计算机代写|ECE 570 High-Performance Computer Architecture Assignment #1

这是一个美国的计算机代写架构Assignment

1- For this problem, consider the following two code sequences executing on the 5-stage datapath with normal forwarding and bypassing shown below:

Code 1

LD R4, 0(R2)
ADD R1, R4, R2

Code 2

SUB R4, R3, R2
BNEZ R4, Loop

(a) The first code is an example of a “load followed by its immediate use”. Show and explain the correct execution timing that would allow the datapath to properly execute Code 1.

(b) The second code is an example where MEM-to-ID forwarding (also known as branch forwarding) will benefit on the 5-stage pipeline.

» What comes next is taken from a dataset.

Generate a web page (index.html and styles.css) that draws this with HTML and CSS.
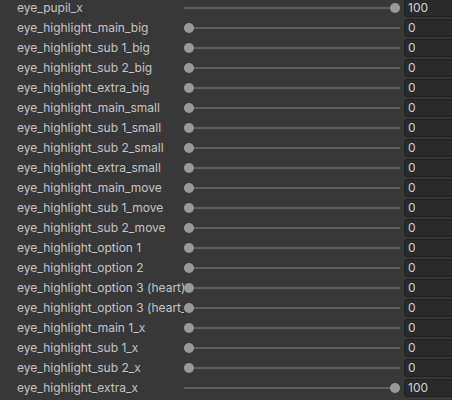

(i) Show and explain the execution timing as to why the datapath would not properly execute the above code sequence without the MEM-ID forwarding.

(ii) Make the necessary modifications to the datapath to implement the MEM-ID forwarding and allow Code 2 to run with minimal stalling and show the execution timing for the modified design. Clearly explain your design.

2- Consider the following code, which represents Y = a´X+Y operation for a vector length of 100. Assume the pipeline latencies from Figure 3.2 in the text and a 1-cycle delay branch that is resolved in the ID stage. In addition, as discussed in Problem #1, the pipeline uses branch forwarding that forwards the result of an ALU operation from the MEM stage to the ID stage (i.e., MEM-to-ID forwarding).

DADDIU R4, R1, #800 ; R1 = X, R4 = upper bound for X
foo: L.D F2, 0(R1) ; load X(i)
MUL.D F4, F2, F0 ; F0 = a, perform a*x(i)
L.D F6, 0(R2) ; load Y(i)
ADD.D F6, F4, F6 ; perform a*X(i) + Y(i)
S.D F6, 0(R2) ; store Y(i)
DADDIU R1, R1, #8 ; increment X index
DADDIU R2, R2, #8 ; increment Y index
DSUBU R3, R4, R1 ; test if done
BNEZ R3, foo ; loop if not done

(a) Show how this loop would execute without any scheduling. Maximize the performance of this code by applying both instruction reordering (also known as pipeline scheduling) and delay branch techniques.
Ignoring the startup delays and assuming the loop executes 100 times, determine the number of cycles required to execute the code before and after the optimizations. Do not be concerned about what happens after the loop.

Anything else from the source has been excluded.